The sex-ed curriculum refuses to address issues that harm teenagers every day, instead opting to give baseline information based on outdated standards of obscenity in order to maintain its “holier than thou” ego, thereby perpetuating teenage pregnancies, the spread of STIs, and illiteracy towards human anatomy, specifically female genitalia.

Allow me to summarize everything I learned in my 9th grade health class in three short words: don’t have sex. Mind you, I had not ever once been officially told from school faculty what sex was at the time. While the message is there, I’d feel unconfident in saying the same for the intention, or the sentiment. To be fair, I cannot claim myself a victim of the underwhelming lessons discussed inside room 1003, as I learned the ways of safe sex practices and anatomy from my parents and my own research. However, some students’ understanding of human sexuality is limited entirely to what is taught in school, and what is taught in school is disappointing. As a result of Congress’ funneling of funds into a broken system, millions of teenagers are left with no clue on how to safely handle or even suppress their evolutionary drives, LGBTQ+ students confused by their own sexuality and identity, and underage pregnant girls oblivious on where to go for help and support. The only assistance that teachings of abstinence will offer is scrutiny and judgment, a neglectful parent criticizing their child’s mistakes. 

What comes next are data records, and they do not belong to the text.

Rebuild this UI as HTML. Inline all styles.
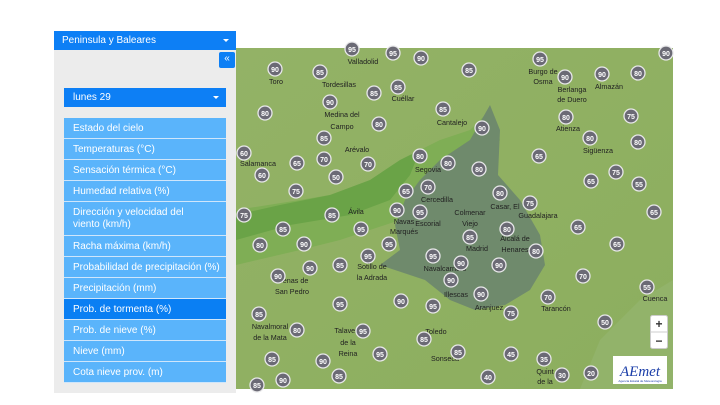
<!DOCTYPE html>
<html><head><meta charset="utf-8"><style>
*{margin:0;padding:0;box-sizing:border-box}
body{width:720px;height:405px;background:#fff;position:relative;overflow:hidden;font-family:"Liberation Sans",sans-serif}
#panel{position:absolute;left:54px;top:48px;width:182px;height:345px;background:#ececec}
.dd{position:absolute;background:#0d7ff5;color:#fff;font-size:10px;line-height:19px;padding-left:8px}
.dd:after{content:"";position:absolute;right:7px;top:8px;border-left:3px solid transparent;border-right:3px solid transparent;border-top:3px solid #fff}
#menu{position:absolute;left:64px;top:118px;width:162px}
#menu div{background:#5ab4fb;color:#fff;font-size:10px;line-height:12px;padding:4.5px 9px 4.5px 9px;border-bottom:1px solid #cfe6fb;height:21px;white-space:nowrap}
#menu div.act{background:#0a7ff3}
#menu div.tall{height:34px}
svg{position:absolute;left:0;top:0}
</style></head><body>
<div id="panel"></div>
<div class="dd" style="left:54px;top:31px;width:182px;height:19px">Peninsula y Baleares</div>
<div style="position:absolute;left:219px;top:52px;width:16px;height:16px;background:#0d7ff5;color:#fff;font-size:10px;line-height:14px;text-align:center;border-radius:2px">«</div>
<div class="dd" style="left:64px;top:88px;width:162px;height:19px;padding-left:9px">lunes 29</div>
<div id="menu">
<div>Estado del cielo</div>
<div>Temperaturas (°C)</div>
<div>Sensación térmica (°C)</div>
<div>Humedad relativa (%)</div>
<div class="tall">Dirección y velocidad del<br>viento (km/h)</div>
<div>Racha máxima (km/h)</div>
<div>Probabilidad de precipitación (%)</div>
<div>Precipitación (mm)</div>
<div class="act">Prob. de tormenta (%)</div>
<div>Prob. de nieve (%)</div>
<div>Nieve (mm)</div>
<div>Cota nieve prov. (m)</div>
</div>
<svg width="720" height="405" viewBox="0 0 720 405">
<defs><clipPath id="c"><rect x="236" y="48" width="437" height="341"/></clipPath>
<linearGradient id="g" x1="0" y1="0" x2="1" y2="1"><stop offset="0" stop-color="#93b266"/><stop offset="1" stop-color="#8cae5e"/></linearGradient></defs>
<g clip-path="url(#c)">
<rect x="236" y="48" width="437" height="341" fill="url(#g)"/>
<path d="M236 210 L300 200 L360 190 L400 170 L420 150 L440 140 L470 130 L490 110 L500 140 L480 180 L440 200 L400 220 L340 240 L300 250 L236 265Z" fill="#7fae55"/>
<path d="M236 240 L290 225 L350 215 L390 200 L410 175 L420 150 L400 160 L370 180 L330 195 L280 205 L236 215Z" fill="#6aa347"/>
<path d="M380 265 L400 250 L395 225 L405 200 L420 180 L440 160 L470 140 L490 105 L500 130 L498 175 L520 200 L540 235 L545 265 L530 290 L505 305 L475 310 L450 300 L425 280Z" fill="#6f8a6c"/>
<path d="M580 389 L600 340 L640 300 L673 280 L673 389Z" fill="#92b36a"/>
</g>
<g font-size="7.2" fill="#222" text-anchor="middle" clip-path="url(#c)">
<text x="363" y="64">Valladolid</text><text x="276" y="84">Toro</text><text x="339" y="87">Tordesillas</text><text x="403" y="101">Cuéllar</text><text x="543" y="74">Burgo de</text><text x="543" y="84">Osma</text><text x="572" y="92">Berlanga</text><text x="572" y="102">de Duero</text><text x="609" y="89">Almazán</text>
<text x="342" y="117">Medina del</text><text x="342" y="129">Campo</text><text x="452" y="125">Cantalejo</text><text x="357" y="152">Arévalo</text><text x="568" y="131">Atienza</text><text x="598" y="153">Sigüenza</text>
<text x="258" y="166">Salamanca</text><text x="428" y="172">Segovia</text><text x="437" y="202">Cercedilla</text><text x="356" y="214">Ávila</text><text x="470" y="215">Colmenar</text><text x="470" y="226">Viejo</text><text x="505" y="209">Casar, El</text><text x="538" y="218">Guadalajara</text>
<text x="404" y="224">Navas</text><text x="428" y="226">Escorial</text><text x="404" y="234">Marqués</text><text x="477" y="251">Madrid</text><text x="515" y="241">Alcalá de</text><text x="515" y="252">Henares</text>
<text x="292" y="283">Arenas de</text><text x="292" y="294">San Pedro</text><text x="372" y="269">Sotillo de</text><text x="372" y="280">la Adrada</text><text x="445" y="271">Navalcarnero</text><text x="456" y="297">Illescas</text><text x="489" y="310">Aranjuez</text><text x="556" y="311">Tarancón</text><text x="655" y="301">Cuenca</text>
<text x="270" y="329">Navalmoral</text><text x="270" y="340">de la Mata</text><text x="348" y="333">Talavera</text><text x="348" y="345">de la</text><text x="348" y="356">Reina</text><text x="436" y="334">Toledo</text><text x="445" y="361">Sonseca</text><text x="545" y="374">Quint</text><text x="545" y="384">de la</text>
</g>
<g fill="#6b6a75" stroke="#e8e8ea" stroke-width="1.3">
<circle cx="352" cy="49" r="7"/><circle cx="393" cy="53" r="7"/><circle cx="421" cy="58" r="7"/><circle cx="540" cy="59" r="7"/><circle cx="666" cy="53" r="7"/><circle cx="275" cy="69" r="7"/><circle cx="320" cy="72" r="7"/><circle cx="469" cy="70" r="7"/><circle cx="565" cy="77" r="7"/><circle cx="602" cy="74" r="7"/><circle cx="638" cy="73" r="7"/><circle cx="398" cy="87" r="7"/><circle cx="374" cy="93" r="7"/><circle cx="330" cy="102" r="7"/><circle cx="265" cy="113" r="7"/><circle cx="443" cy="109" r="7"/><circle cx="379" cy="124" r="7"/><circle cx="482" cy="128" r="7"/><circle cx="566" cy="117" r="7"/><circle cx="631" cy="116" r="7"/><circle cx="324" cy="138" r="7"/><circle cx="590" cy="138" r="7"/><circle cx="638" cy="142" r="7"/><circle cx="244" cy="153" r="7"/><circle cx="262" cy="175" r="7"/><circle cx="297" cy="163" r="7"/><circle cx="324" cy="159" r="7"/><circle cx="368" cy="164" r="7"/><circle cx="420" cy="156" r="7"/><circle cx="448" cy="163" r="7"/><circle cx="539" cy="156" r="7"/><circle cx="479" cy="169" r="7"/><circle cx="591" cy="181" r="7"/><circle cx="616" cy="172" r="7"/><circle cx="639" cy="184" r="7"/><circle cx="336" cy="177" r="7"/><circle cx="296" cy="191" r="7"/><circle cx="406" cy="191" r="7"/><circle cx="428" cy="187" r="7"/><circle cx="500" cy="193" r="7"/><circle cx="530" cy="203" r="7"/><circle cx="332" cy="215" r="7"/><circle cx="397" cy="210" r="7"/><circle cx="420" cy="212" r="7"/><circle cx="244" cy="215" r="7"/><circle cx="654" cy="212" r="7"/><circle cx="283" cy="229" r="7"/><circle cx="361" cy="229" r="7"/><circle cx="578" cy="227" r="7"/><circle cx="507" cy="229" r="7"/><circle cx="470" cy="237" r="7"/><circle cx="536" cy="251" r="7"/><circle cx="389" cy="244" r="7"/><circle cx="433" cy="256" r="7"/><circle cx="461" cy="263" r="7"/><circle cx="499" cy="265" r="7"/><circle cx="260" cy="245" r="7"/><circle cx="304" cy="244" r="7"/><circle cx="368" cy="256" r="7"/><circle cx="340" cy="265" r="7"/><circle cx="617" cy="244" r="7"/><circle cx="310" cy="268" r="7"/><circle cx="278" cy="276" r="7"/><circle cx="451" cy="280" r="7"/><circle cx="481" cy="294" r="7"/><circle cx="583" cy="276" r="7"/><circle cx="548" cy="297" r="7"/><circle cx="647" cy="287" r="7"/><circle cx="340" cy="304" r="7"/><circle cx="401" cy="301" r="7"/><circle cx="433" cy="306" r="7"/><circle cx="511" cy="313" r="7"/><circle cx="605" cy="322" r="7"/><circle cx="259" cy="314" r="7"/><circle cx="363" cy="331" r="7"/><circle cx="297" cy="330" r="7"/><circle cx="424" cy="339" r="7"/><circle cx="380" cy="354" r="7"/><circle cx="511" cy="354" r="7"/><circle cx="544" cy="359" r="7"/><circle cx="272" cy="359" r="7"/><circle cx="323" cy="361" r="7"/><circle cx="458" cy="352" r="7"/><circle cx="339" cy="376" r="7"/><circle cx="283" cy="380" r="7"/><circle cx="257" cy="385" r="7"/><circle cx="488" cy="377" r="7"/><circle cx="591" cy="373" r="7"/><circle cx="562" cy="375" r="7"/>
</g>
<g font-size="7" fill="#fff" text-anchor="middle" font-weight="bold">
<text x="352" y="52">95</text><text x="393" y="56">95</text><text x="421" y="61">90</text><text x="540" y="62">95</text><text x="666" y="56">90</text><text x="275" y="72">90</text><text x="320" y="75">85</text><text x="469" y="73">85</text><text x="565" y="80">90</text><text x="602" y="77">90</text><text x="638" y="76">80</text><text x="398" y="90">85</text><text x="374" y="96">85</text><text x="330" y="105">90</text><text x="265" y="116">80</text><text x="443" y="112">85</text><text x="379" y="127">80</text><text x="482" y="131">90</text><text x="566" y="120">80</text><text x="631" y="119">75</text><text x="324" y="141">85</text><text x="590" y="141">80</text><text x="638" y="145">80</text><text x="244" y="156">60</text><text x="262" y="178">60</text><text x="297" y="166">65</text><text x="324" y="162">70</text><text x="368" y="167">70</text><text x="420" y="159">80</text><text x="448" y="166">80</text><text x="539" y="159">65</text><text x="479" y="172">80</text><text x="591" y="184">65</text><text x="616" y="175">75</text><text x="639" y="187">55</text><text x="336" y="180">50</text><text x="296" y="194">75</text><text x="406" y="194">65</text><text x="428" y="190">70</text><text x="500" y="196">80</text><text x="530" y="206">75</text><text x="332" y="218">85</text><text x="397" y="213">90</text><text x="420" y="215">95</text><text x="244" y="218">75</text><text x="654" y="215">65</text><text x="283" y="232">85</text><text x="361" y="232">95</text><text x="578" y="230">65</text><text x="507" y="232">80</text><text x="470" y="240">85</text><text x="536" y="254">80</text><text x="389" y="247">95</text><text x="433" y="259">95</text><text x="461" y="266">90</text><text x="499" y="268">90</text><text x="260" y="248">80</text><text x="304" y="247">90</text><text x="368" y="259">95</text><text x="340" y="268">85</text><text x="617" y="247">65</text><text x="310" y="271">90</text><text x="278" y="279">90</text><text x="451" y="283">90</text><text x="481" y="297">90</text><text x="583" y="279">70</text><text x="548" y="300">70</text><text x="647" y="290">55</text><text x="340" y="307">95</text><text x="401" y="304">90</text><text x="433" y="309">95</text><text x="511" y="316">75</text><text x="605" y="325">50</text><text x="259" y="317">85</text><text x="363" y="334">95</text><text x="297" y="333">80</text><text x="424" y="342">85</text><text x="380" y="357">95</text><text x="511" y="357">45</text><text x="544" y="362">35</text><text x="272" y="362">85</text><text x="323" y="364">90</text><text x="458" y="355">85</text><text x="339" y="379">85</text><text x="283" y="383">90</text><text x="257" y="388">85</text><text x="488" y="380">40</text><text x="591" y="376">20</text><text x="562" y="378">30</text>
</g>
<rect x="650.5" y="315.5" width="17" height="33" rx="2" fill="#fff" stroke="#ccc"/>
<line x1="651" y1="332" x2="667" y2="332" stroke="#ccc"/>
<text x="659" y="328" font-size="12" font-weight="bold" text-anchor="middle" fill="#333">+</text>
<text x="659" y="345" font-size="12" font-weight="bold" text-anchor="middle" fill="#333">−</text>
<rect x="613" y="356" width="54" height="28" fill="#fff"/>
<text x="640" y="376" font-size="15" font-style="italic" text-anchor="middle" fill="#1a3da8" font-family="Liberation Serif">AEmet</text>
<text x="640" y="382" font-size="3" text-anchor="middle" fill="#1a3da8">Agencia Estatal de Meteorología</text>
</svg>
</body></html>
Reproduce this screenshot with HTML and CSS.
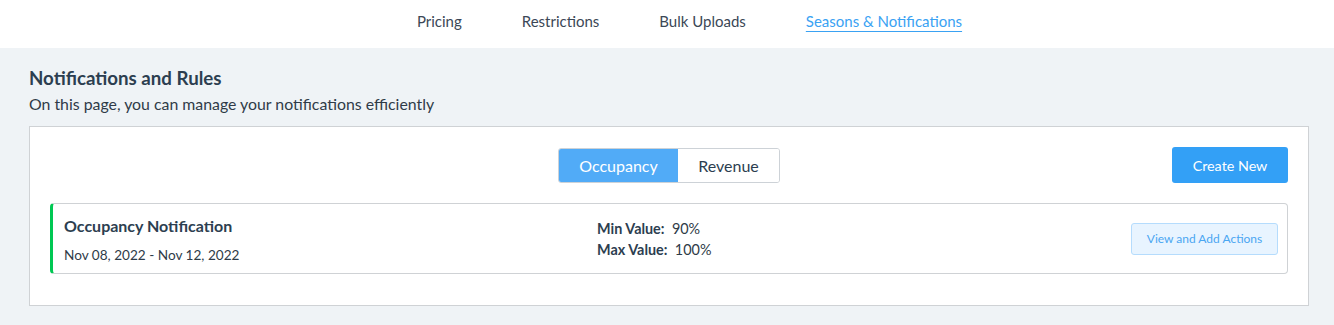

I remember one time in that class, I wrote out “what is a condom?” on my final exam (not because I didn’t know, but just to be an antagonist). The teacher literally had to take me out in the hall and whisper to me what a condom was because they are literally prohibited from informing students on those sorts of topics. Teaching kids how to be safe is a crime in the eyes of the district. There was another time that sticks out in my memory; on the single day we discussed consent, instruction was limited to a three minute video entitled “Tea Consent,” because, evidently, consent is rated R, so the issue was reduced to the metaphor of “if they say they don’t want tea, don’t give them tea.”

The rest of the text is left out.